I want to begin with a simple setup. The Virtual Private Cloud (VPC) forms the foundational network construct in AWS, analogous to a data center network. Even though the first picture below looks simple it contains a lot of complexity under the hood. Each VPC is assigned to an AWS Region and each region has at least three Availability Zones (AZs). You can see an AZ as a physical vessel containing compute and network infrastructure in a minimal geographical area. AWS also sticks to these laws of physics and has segmented a VPC into subnets living inside an AZ. However, since a VPC is a regional construct and the network is purely based on a software-defined approach you may face additional components logically stretched over multiple AZs. One example is a route table which can be attached to one or more subnets inside a VPC.

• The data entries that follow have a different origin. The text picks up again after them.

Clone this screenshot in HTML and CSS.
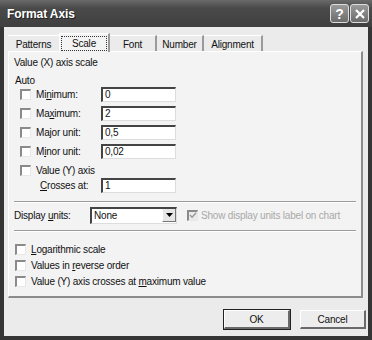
FILE: index.html
```html
<!DOCTYPE html>
<html lang="en">
<head>
    <meta charset="UTF-8">
    <title>Format Axis</title>
    <link rel="stylesheet" href="styles.css">
</head>
<body>
    <div class="window">
        <div class="titlebar">
            <span class="title">Format Axis</span>
            <div class="title-buttons">
                <span class="tbtn">?</span>
                <span class="tbtn close">
                    <svg width="12" height="12" viewBox="0 0 12 12"><path d="M2 2 L10 10 M10 2 L2 10" stroke="#fff" stroke-width="2.2"/></svg>
                </span>
            </div>
        </div>
        <div class="client">
            <div class="tabs">
                <span class="tab patterns">Patterns</span>
                <span class="tab active"><span class="focus">Scale</span></span>
                <span class="tab font">Font</span>
                <span class="tab number">Number</span>
                <span class="tab align">Alignment</span>
            </div>
            <div class="panel">
                <div class="heading">Value (X) axis scale</div>
                <div class="auto">Auto</div>
                <div class="row">
                    <span class="check"></span>
                    <span class="label">Mi<u>n</u>imum:</span>
                    <span class="field">0</span>
                </div>
                <div class="row">
                    <span class="check"></span>
                    <span class="label">Ma<u>x</u>imum:</span>
                    <span class="field">2</span>
                </div>
                <div class="row">
                    <span class="check"></span>
                    <span class="label">Ma<u>j</u>or unit:</span>
                    <span class="field">0,5</span>
                </div>
                <div class="row">
                    <span class="check"></span>
                    <span class="label">M<u>i</u>nor unit:</span>
                    <span class="field">0,02</span>
                </div>
                <div class="row short">
                    <span class="check"></span>
                    <span>Value (Y) axis</span>
                </div>
                <div class="row crosses">
                    <span class="label indent"><u>C</u>rosses at:</span>
                    <span class="field">1</span>
                </div>
                <div class="sep"></div>
                <div class="units">
                    <span class="units-label">Display <u>u</u>nits:</span>
                    <span class="select">None<span class="arrow"><svg width="7" height="4" viewBox="0 0 7 4"><path d="M0 0 H7 L3.5 4 Z" fill="#000"/></svg></span></span>
                    <span class="check disabled"><svg width="9" height="9" viewBox="0 0 9 9"><path d="M1 4 L3.5 6.5 L8 1.5" stroke="#9a9a9a" stroke-width="1.6" fill="none"/></svg></span>
                    <span class="grey">Show display units label on chart</span>
                </div>
                <div class="sep second"></div>
                <div class="opts">
                    <div class="opt"><span class="check"></span><span><u>L</u>ogarithmic scale</span></div>
                    <div class="opt"><span class="check"></span><span>Values in <u>r</u>everse order</span></div>
                    <div class="opt"><span class="check"></span><span>Value (Y) axis crosses at <u>m</u>aximum value</span></div>
                </div>
            </div>
            <div class="buttons">
                <span class="btn default">OK</span>
                <span class="btn">Cancel</span>
            </div>
        </div>
    </div>
</body>
</html>
```

FILE: styles.css
```css
body {
    margin: 0;
    font-family: 'Liberation Sans', Arial, sans-serif;
    font-size: 10px;
    letter-spacing: -0.2px;
    color: #111;
    background: #2c2c2c;
    white-space: nowrap;
}
.window {
    width: 372px;
    height: 340px;
    display: flex;
    flex-direction: column;
    background: #353535;
    box-sizing: border-box;
    padding: 0 4px 4px 4px;
}
.titlebar {
    height: 27px;
    display: flex;
    align-items: center;
    justify-content: space-between;
    background: linear-gradient(to bottom, #6a6a6a, #4a4a4a 30%, #3f3f3f);
    margin: 0 -4px;
    padding-right: 3px;
    padding-left: 7px;
}
.title {
    color: #fff;
    font-weight: bold;
    font-size: 12px;
    letter-spacing: -0.1px;
    text-shadow: 1px 1px 0 #222;
}
.title-buttons { display: flex; gap: 1px; }
.tbtn {
    width: 19px;
    height: 19px;
    box-sizing: border-box;
    border: 1px solid #ddd;
    border-radius: 3px;
    background: linear-gradient(to bottom, #9a9a9a, #6c6c6c);
    color: #fff;
    font-weight: bold;
    font-size: 14px;
    display: flex;
    align-items: center;
    justify-content: center;
}
.client {
    flex: 1;
    background: #ebebeb;
    padding: 6px 5px 0 4px;
    display: flex;
    flex-direction: column;
}
.tabs {
    display: flex;
    height: 18px;
    align-items: flex-end;
}
.tab {
    height: 16px;
    box-sizing: border-box;
    display: flex;
    align-items: center;
    justify-content: center;
    border-right: 2px solid #9a9a9a;
    border-top: 1px solid #fff;
    padding-top: 1px;
}
.tab.patterns { width: 51px; border-right: none; }
.tab.font { width: 47px; }
.tab.number { width: 47px; }
.tab.align { width: 59px; }
.tab.active {
    width: 51px;
    height: 19px;
    background: #f3f3f3;
    border-left: 1px solid #fff;
    margin-bottom: -1px;
    position: relative;
}
.tab.active .focus {
    border: 1px dotted #333;
    padding: 1px 10px;
}
.panel {
    height: 247px;
    box-sizing: border-box;
    background: #f3f3f3;
    border: 1px solid #fff;
    border-right: 2px solid #8c8c8c;
    border-bottom: 2px solid #8c8c8c;
    padding: 3px 5px 0 5px;
    display: flex;
    flex-direction: column;
}
.heading { height: 16px; line-height: 16px; }
.auto { height: 8px; line-height: 8px; margin-top: 6px; padding-left: 1px; }
.row {
    display: flex;
    align-items: center;
    height: 19px;
    padding-left: 6px;
}
.row.short { height: 15px; margin-top: 2px; }
.row.crosses { height: 15px; }
.check {
    width: 11px;
    height: 11px;
    flex: none;
    box-sizing: border-box;
    background: #fff;
    border-top: 2px solid #8a8a8a;
    border-left: 2px solid #8a8a8a;
    border-right: 1px solid #e8e8e8;
    border-bottom: 1px solid #e8e8e8;
    margin-right: 5px;
    display: flex;
    align-items: center;
    justify-content: center;
}
.label { width: 65px; }
.label.indent { margin-left: 20px; width: 61px; }
.field {
    width: 75px;
    height: 15px;
    box-sizing: border-box;
    background: #fff;
    border-top: 2px solid #444;
    border-left: 2px solid #444;
    border-right: 1px solid #ddd;
    border-bottom: 1px solid #ddd;
    padding-left: 2px;
    line-height: 12px;
}
.sep {
    height: 0;
    border-top: 1px solid #9c9c9c;
    border-bottom: 1px solid #fff;
    margin: 8px 0 4px 0;
}
.sep.second { margin: 7px 0 6px 0; }
.units {
    display: flex;
    align-items: center;
    height: 16px;
}
.units-label { width: 76px; }
.select {
    width: 87px;
    height: 17px;
    box-sizing: border-box;
    background: #fff;
    border-top: 2px solid #444;
    border-left: 2px solid #444;
    border-right: 1px solid #ddd;
    border-bottom: 1px solid #ddd;
    padding-left: 2px;
    display: flex;
    align-items: center;
    justify-content: space-between;
    margin-right: 10px;
}
.arrow {
    width: 14px;
    height: 13px;
    background: #e6e6e6;
    border-left: 1px solid #fff;
    border-right: 1px solid #777;
    border-bottom: 1px solid #777;
    box-sizing: border-box;
    display: flex;
    align-items: center;
    justify-content: center;
}
.check.disabled {
    background: #ebebeb;
    margin-right: 3px;
}
.grey { color: #a8a8a8; }
.opts { padding-top: 3px; }
.opt {
    display: flex;
    align-items: center;
    height: 16px;
    padding-left: 1px;
}
.buttons {
    display: flex;
    justify-content: flex-end;
    gap: 10px;
    margin-top: 12px;
    margin-right: -3px;
}
.btn {
    width: 66px;
    height: 19px;
    box-sizing: border-box;
    background: #ededed;
    border: 1px solid #fff;
    border-right: 2px solid #6a6a6a;
    border-bottom: 2px solid #6a6a6a;
    display: flex;
    align-items: center;
    justify-content: center;
}
.btn.default { outline: 1px solid #222; }
```
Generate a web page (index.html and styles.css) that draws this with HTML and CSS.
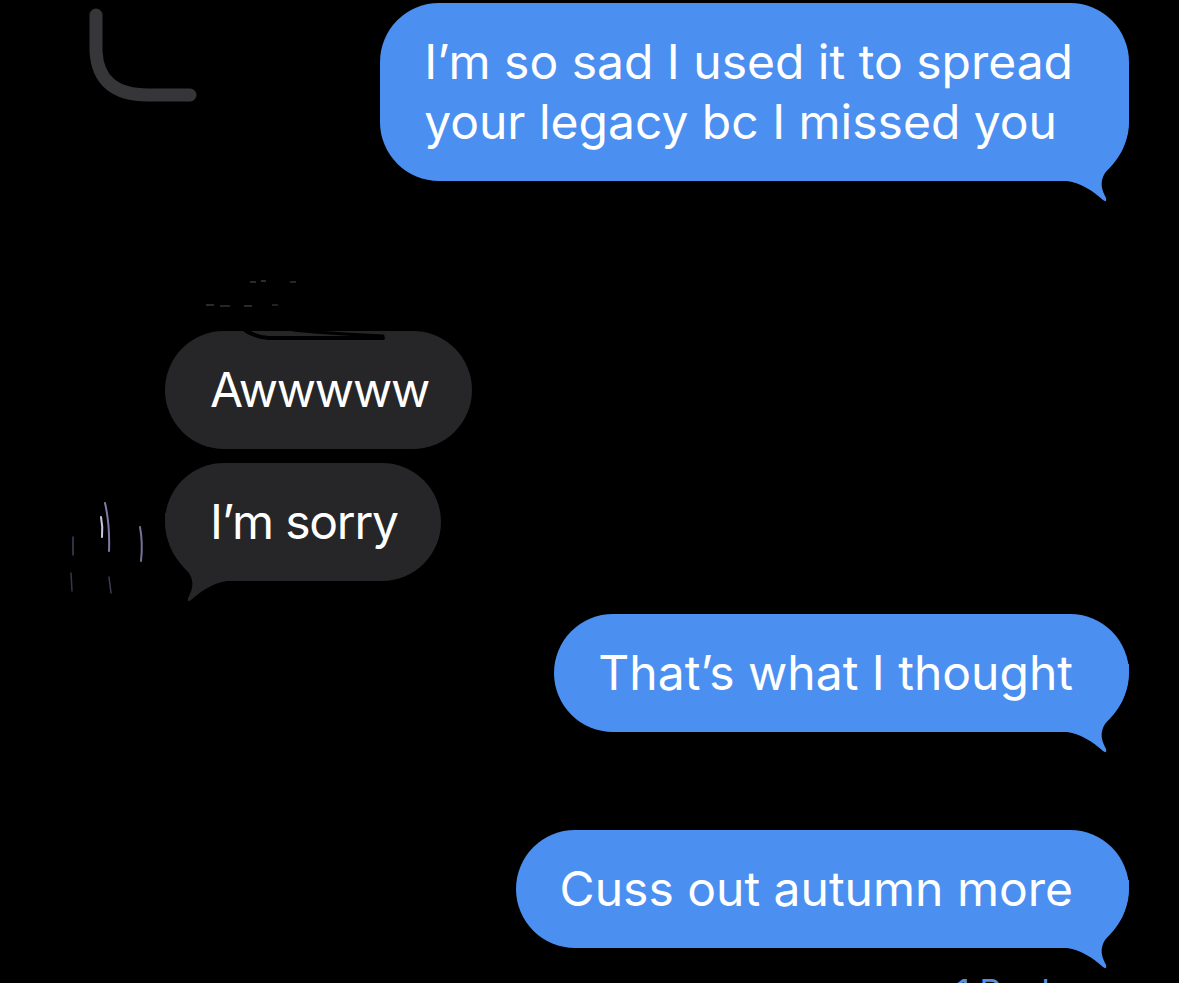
FILE: index.html
```html
<!DOCTYPE html>
<html>
<head>
  <title>Messages</title>
  <meta name="viewport" content="width=device-width, initial-scale=1">
  <link rel="stylesheet" href="styles.css">
</head>
<body>
  <div class="thread">
    <div class="row row-top">
      <svg class="reply-line" width="110" height="100" viewBox="0 0 110 100">
        <path d="M8 12 L8 48 Q10 92 60 92 L102 92" fill="none" stroke="#363638" stroke-width="13" stroke-linecap="round"/>
      </svg>
      <div class="bubble blue">
        <svg class="tail tail-right" width="70" height="90" viewBox="0 0 70 90">
          <path d="M0 68 L8 68 C22 70 34 78 44 87 Q48 90 47 85 C43 77 40 70 46 60 C58 47 70 36 70 0 L0 0 Z" fill="#4b8ff1"/>
        </svg>
        <span class="text">I’m so sad I used it to spread<br>your legacy bc I missed you</span>
      </div>
    </div>

    <div class="sender">
      <svg width="110" height="30" viewBox="0 0 110 30">
        <rect x="44" y="2" width="6" height="2" fill="#2a2a2a"/>
        <rect x="55" y="1" width="5" height="2" fill="#2e2e2e"/>
        <rect x="84" y="2" width="6" height="2" fill="#262626"/>
        <rect x="0" y="25" width="8" height="2" fill="#2a2a2a"/>
        <rect x="14" y="26" width="10" height="2" fill="#262626"/>
        <rect x="38" y="26" width="8" height="2" fill="#2a2a2a"/>
        <rect x="66" y="25" width="6" height="2" fill="#222"/>
      </svg>
    </div>

    <div class="row row-in">
      <div class="bubble gray">
        <span class="text">Awwwww</span>
        <svg class="scribble" width="230" height="14" viewBox="0 0 230 14">
          <path d="M80 0 Q90 7 104 8 L218 8" fill="none" stroke="#000" stroke-width="4" stroke-linecap="round"/>
          <path d="M128 0 Q170 4 218 6" fill="none" stroke="#000" stroke-width="3" stroke-linecap="round"/>
        </svg>
      </div>
    </div>

    <div class="row row-in row-avatar">
      <svg class="avatar" width="100" height="110" viewBox="0 0 100 110">
        <g fill="none" stroke-linecap="round">
          <path d="M40 18 Q45 40 44 66" stroke="#9c98d0" stroke-width="2" opacity="0.8"/>
          <path d="M36 32 Q38 42 37 52" stroke="#e0ddf5" stroke-width="2" opacity="0.9"/>
          <path d="M75 42 Q78 58 76 76" stroke="#a7a3dc" stroke-width="2" opacity="0.7"/>
          <path d="M8 52 L8 70" stroke="#6f6c96" stroke-width="1.5" opacity="0.6"/>
          <path d="M6 88 L7 106" stroke="#6f6c96" stroke-width="1.5" opacity="0.5"/>
          <path d="M44 92 L46 108" stroke="#7a77a6" stroke-width="1.5" opacity="0.5"/>
        </g>
      </svg>
      <div class="bubble gray">
        <svg class="tail tail-left" width="70" height="90" viewBox="0 0 70 90">
          <path d="M0 68 L8 68 C22 70 34 78 44 87 Q48 90 47 85 C43 77 40 70 46 60 C58 47 70 36 70 0 L0 0 Z" fill="#262628"/>
        </svg>
        <span class="text">I’m sorry</span>
      </div>
    </div>

    <div class="row row-out row-thought">
      <div class="bubble blue">
        <svg class="tail tail-right" width="70" height="90" viewBox="0 0 70 90">
          <path d="M0 68 L8 68 C22 70 34 78 44 87 Q48 90 47 85 C43 77 40 70 46 60 C58 47 70 36 70 0 L0 0 Z" fill="#4b8ff1"/>
        </svg>
        <span class="text">That’s what I thought</span>
      </div>
    </div>

    <div class="row row-out row-cuss">
      <div class="bubble blue">
        <svg class="tail tail-right" width="70" height="90" viewBox="0 0 70 90">
          <path d="M0 68 L8 68 C22 70 34 78 44 87 Q48 90 47 85 C43 77 40 70 46 60 C58 47 70 36 70 0 L0 0 Z" fill="#4b8ff1"/>
        </svg>
        <span class="text">Cuss out autumn more</span>
      </div>
    </div>

    <div class="row row-out reply-count">1 Reply</div>
  </div>
</body>
</html>
```

FILE: styles.css
```css
html, body {
  margin: 0;
  background-color: #000;
}
body {
  height: 983px;
  overflow: hidden;
  font-family: Inter, "Open Sans", Arial, sans-serif;
  color: #fff;
}
.thread {
  display: flex;
  flex-direction: column;
  padding: 3px 50px 0 0;
}
.row {
  display: flex;
}
.row-top {
  justify-content: space-between;
  align-items: flex-start;
}
.reply-line {
  margin-left: 88px;
}
.row-out {
  justify-content: flex-end;
}
.row-in {
  padding-left: 165px;
  margin-top: 14px;
}
.row-avatar {
  padding-left: 65px;
  align-items: flex-start;
}
.avatar {
  margin-top: 22px;
  margin-bottom: -14px;
}
.sender {
  height: 150px;
  display: flex;
  align-items: flex-end;
  padding-left: 206px;
  box-sizing: border-box;
  padding-bottom: 22px;
  margin-bottom: -14px;
}
.bubble {
  position: relative;
  font-size: 48px;
  line-height: 60px;
  padding: 29px 56px 29px 44px;
  border-radius: 59px;
  white-space: nowrap;
}
.bubble .text {
  position: relative;
}
.bubble.blue {
  background-color: #4b8ff1;
}
.bubble.gray {
  background-color: #262628;
  padding: 29px 43px 29px 45px;
  letter-spacing: -1.2px;
}
.tail {
  position: absolute;
  bottom: -22px;
}
.tail-right {
  right: 0;
}
.tail-left {
  left: 0;
  transform: scaleX(-1);
}
.scribble {
  position: absolute;
  top: -1px;
  left: 0;
}
.row-thought {
  margin-top: 33px;
}
.row-cuss {
  margin-top: 98px;
}
.reply-count {
  margin-top: 24px;
  padding-right: 60px;
  font-size: 34px;
  line-height: 40px;
  color: #5a8fe0;
}
```
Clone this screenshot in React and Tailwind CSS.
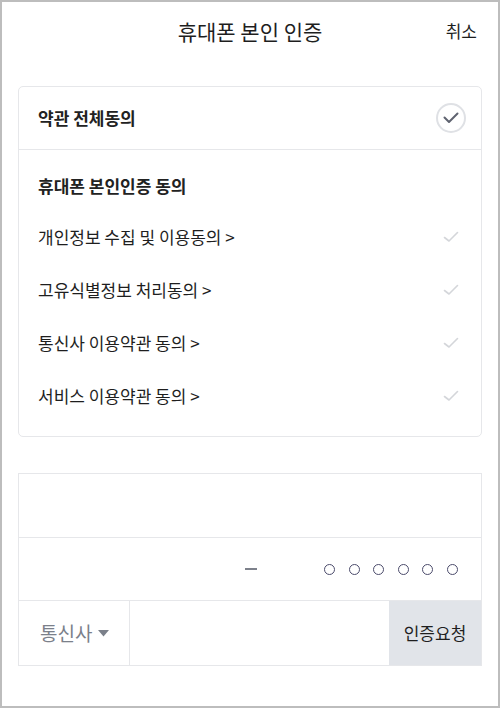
import React from "react";

const terms = [
  "개인정보 수집 및 이용동의 >",
  "고유식별정보 처리동의 >",
  "통신사 이용약관 동의 >",
  "서비스 이용약관 동의 >",
];

function SmallCheck() {
  return (
    <svg width="16" height="12" viewBox="0 0 16 12" fill="none">
      <path d="M1.5 6.5 L6 10 L14.5 1.5" stroke="#d4d6da" strokeWidth="1.6" strokeLinecap="round" strokeLinejoin="round" />
    </svg>
  );
}

export default function App() {
  return (
    <div
      className="w-[500px] h-[708px] bg-white border-2 border-[#bdbdbd] text-[#222]"
      style={{ fontFamily: '"Noto Sans CJK KR", "Noto Sans", sans-serif' }}
    >
      {/* header */}
      <div className="relative h-[60px] flex items-center justify-center">
        <h1 className="text-[21px] text-[#1e1e1e]">휴대폰 본인 인증</h1>
        <button className="absolute right-[21px] top-[16px] text-[17px] text-[#1e1e1e]">취소</button>
      </div>

      {/* terms card */}
      <div className="mx-[16px] mt-[24px] h-[351px] border border-[#e6e7ea] rounded-[5px]">
        <div className="h-[63px] flex items-center justify-between pl-[19px] pr-[15px] border-b border-[#e6e7ea]">
          <span className="text-[17px] font-bold">약관 전체동의</span>
          <div className="w-[30px] h-[30px] rounded-full border-2 border-[#dfe1e5] flex items-center justify-center">
            <svg width="16" height="12" viewBox="0 0 16 12" fill="none">
              <path d="M1.5 5.5 L6 10 L14.5 1.5" stroke="#5f6370" strokeWidth="2" strokeLinecap="round" strokeLinejoin="round" />
            </svg>
          </div>
        </div>
        <div className="pl-[19px] pr-[22px] pt-[21px]">
          <div className="text-[17px] font-bold h-[30px] flex items-center">휴대폰 본인인증 동의</div>
          <ul className="mt-[9px]">
            {terms.map((t) => (
              <li key={t} className="h-[53px] flex items-center justify-between">
                <span className="text-[17px] text-[#1e1e1e]">{t}</span>
                <SmallCheck />
              </li>
            ))}
          </ul>
        </div>
      </div>

      {/* phone form */}
      <div className="mx-[16px] mt-[36px] border border-[#e6e7ea]">
        <div className="h-[64px] border-b border-[#e6e7ea]" />
        <div className="h-[63px] border-b border-[#e6e7ea] flex items-center">
          <div className="w-[226px]" />
          <div className="w-[12px] h-[2.5px] bg-[#7d818b]" />
          <div className="ml-[67px] flex gap-[13.5px]">
            {[0, 1, 2, 3, 4, 5].map((i) => (
              <div key={i} className="w-[11px] h-[11px] rounded-full border-[1.5px] border-[#4b4b6b]" />
            ))}
          </div>
        </div>
        <div className="h-[64px] flex">
          <div className="w-[111px] border-r border-[#e6e7ea] flex items-center pl-[21px] gap-[6px]">
            <span className="text-[19px] text-[#7b808a]">통신사</span>
            <svg width="11" height="7" viewBox="0 0 11 7">
              <path d="M0 0 H11 L5.5 6.5 Z" fill="#7b808a" />
            </svg>
          </div>
          <div className="flex-1" />
          <button className="w-[92px] bg-[#e1e4e9] text-[17px] text-[#1e1e1e]">인증요청</button>
        </div>
      </div>
    </div>
  );
}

While AWS provides its own set of symbols for network representation, this post adopts a different approach. Given the assumed networking background of the audience, AWS networking concepts have been translated into a topology using traditional network components such as routers or switches. This translation serves two primary purposes:

Facilitates easier comprehension for those with conventional networking expertise.
Enables a more effective explanation of AWS network features and limitations by mapping them to familiar networking constructs.

This approach allows for a direct comparison between AWS networking principles and traditional network architectures, highlighting both similarities and key differences.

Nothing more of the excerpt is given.